WORK TO DO: Copy the data exactly as it appears, and do not include any pictures.
==== EXERCISE INPUT ====
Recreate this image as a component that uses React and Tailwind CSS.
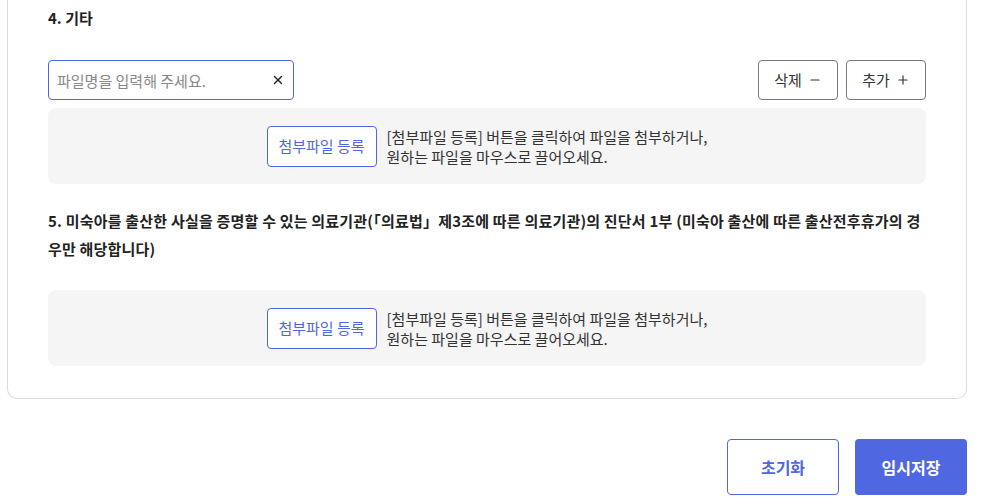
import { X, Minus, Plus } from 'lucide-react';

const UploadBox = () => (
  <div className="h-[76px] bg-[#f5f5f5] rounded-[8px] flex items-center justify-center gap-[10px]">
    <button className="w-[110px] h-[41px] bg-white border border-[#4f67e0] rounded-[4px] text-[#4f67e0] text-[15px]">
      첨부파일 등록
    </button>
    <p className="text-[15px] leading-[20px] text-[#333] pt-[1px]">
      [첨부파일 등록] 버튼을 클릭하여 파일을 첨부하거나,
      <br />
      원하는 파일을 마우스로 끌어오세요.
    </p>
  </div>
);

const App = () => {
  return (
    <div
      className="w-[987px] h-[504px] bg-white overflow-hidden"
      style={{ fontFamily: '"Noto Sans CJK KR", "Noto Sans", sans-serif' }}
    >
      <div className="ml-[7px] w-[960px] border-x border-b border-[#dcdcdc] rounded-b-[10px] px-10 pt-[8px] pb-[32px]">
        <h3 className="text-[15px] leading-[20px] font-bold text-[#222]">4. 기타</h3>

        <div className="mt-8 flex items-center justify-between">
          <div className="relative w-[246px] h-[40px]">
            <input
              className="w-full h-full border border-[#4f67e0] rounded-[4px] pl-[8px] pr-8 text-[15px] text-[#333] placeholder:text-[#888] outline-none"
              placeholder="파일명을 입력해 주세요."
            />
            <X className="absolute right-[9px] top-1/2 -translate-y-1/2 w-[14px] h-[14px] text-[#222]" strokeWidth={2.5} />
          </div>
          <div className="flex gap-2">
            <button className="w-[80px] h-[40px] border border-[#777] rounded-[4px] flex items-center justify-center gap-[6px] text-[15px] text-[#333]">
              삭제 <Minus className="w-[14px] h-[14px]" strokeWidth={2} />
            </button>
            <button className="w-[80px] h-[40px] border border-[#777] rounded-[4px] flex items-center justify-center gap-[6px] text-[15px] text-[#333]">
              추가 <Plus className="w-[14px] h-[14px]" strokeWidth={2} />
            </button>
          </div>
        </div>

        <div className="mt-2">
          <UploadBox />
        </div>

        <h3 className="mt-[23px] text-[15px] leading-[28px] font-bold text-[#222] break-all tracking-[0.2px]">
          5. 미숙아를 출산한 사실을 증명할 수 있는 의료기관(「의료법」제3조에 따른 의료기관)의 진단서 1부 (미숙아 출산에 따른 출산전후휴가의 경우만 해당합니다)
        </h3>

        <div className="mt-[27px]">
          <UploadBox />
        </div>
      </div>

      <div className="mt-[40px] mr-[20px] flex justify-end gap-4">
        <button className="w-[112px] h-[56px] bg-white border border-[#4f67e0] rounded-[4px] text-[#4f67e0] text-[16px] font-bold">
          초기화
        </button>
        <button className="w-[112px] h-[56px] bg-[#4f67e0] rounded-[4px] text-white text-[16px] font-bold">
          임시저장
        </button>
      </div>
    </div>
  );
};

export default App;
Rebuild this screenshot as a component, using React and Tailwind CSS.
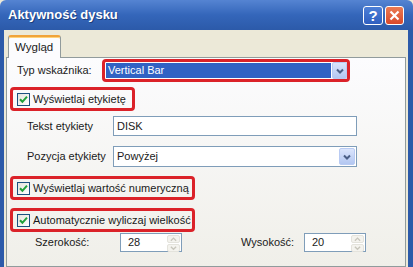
====
TASK SOLUTION:
Recreate this image as a component that uses React and Tailwind CSS.
import { X, Minus, Plus } from 'lucide-react';

const UploadBox = () => (
  <div className="h-[76px] bg-[#f5f5f5] rounded-[8px] flex items-center justify-center gap-[10px]">
    <button className="w-[110px] h-[41px] bg-white border border-[#4f67e0] rounded-[4px] text-[#4f67e0] text-[15px]">
      첨부파일 등록
    </button>
    <p className="text-[15px] leading-[20px] text-[#333] pt-[1px]">
      [첨부파일 등록] 버튼을 클릭하여 파일을 첨부하거나,
      <br />
      원하는 파일을 마우스로 끌어오세요.
    </p>
  </div>
);

const App = () => {
  return (
    <div
      className="w-[987px] h-[504px] bg-white overflow-hidden"
      style={{ fontFamily: '"Noto Sans CJK KR", "Noto Sans", sans-serif' }}
    >
      <div className="ml-[7px] w-[960px] border-x border-b border-[#dcdcdc] rounded-b-[10px] px-10 pt-[8px] pb-[32px]">
        <h3 className="text-[15px] leading-[20px] font-bold text-[#222]">4. 기타</h3>

        <div className="mt-8 flex items-center justify-between">
          <div className="relative w-[246px] h-[40px]">
            <input
              className="w-full h-full border border-[#4f67e0] rounded-[4px] pl-[8px] pr-8 text-[15px] text-[#333] placeholder:text-[#888] outline-none"
              placeholder="파일명을 입력해 주세요."
            />
            <X className="absolute right-[9px] top-1/2 -translate-y-1/2 w-[14px] h-[14px] text-[#222]" strokeWidth={2.5} />
          </div>
          <div className="flex gap-2">
            <button className="w-[80px] h-[40px] border border-[#777] rounded-[4px] flex items-center justify-center gap-[6px] text-[15px] text-[#333]">
              삭제 <Minus className="w-[14px] h-[14px]" strokeWidth={2} />
            </button>
            <button className="w-[80px] h-[40px] border border-[#777] rounded-[4px] flex items-center justify-center gap-[6px] text-[15px] text-[#333]">
              추가 <Plus className="w-[14px] h-[14px]" strokeWidth={2} />
            </button>
          </div>
        </div>

        <div className="mt-2">
          <UploadBox />
        </div>

        <h3 className="mt-[23px] text-[15px] leading-[28px] font-bold text-[#222] break-all tracking-[0.2px]">
          5. 미숙아를 출산한 사실을 증명할 수 있는 의료기관(「의료법」제3조에 따른 의료기관)의 진단서 1부 (미숙아 출산에 따른 출산전후휴가의 경우만 해당합니다)
        </h3>

        <div className="mt-[27px]">
          <UploadBox />
        </div>
      </div>

      <div className="mt-[40px] mr-[20px] flex justify-end gap-4">
        <button className="w-[112px] h-[56px] bg-white border border-[#4f67e0] rounded-[4px] text-[#4f67e0] text-[16px] font-bold">
          초기화
        </button>
        <button className="w-[112px] h-[56px] bg-[#4f67e0] rounded-[4px] text-white text-[16px] font-bold">
          임시저장
        </button>
      </div>
    </div>
  );
};

export default App;
Rebuild this screenshot as a component, using React and Tailwind CSS.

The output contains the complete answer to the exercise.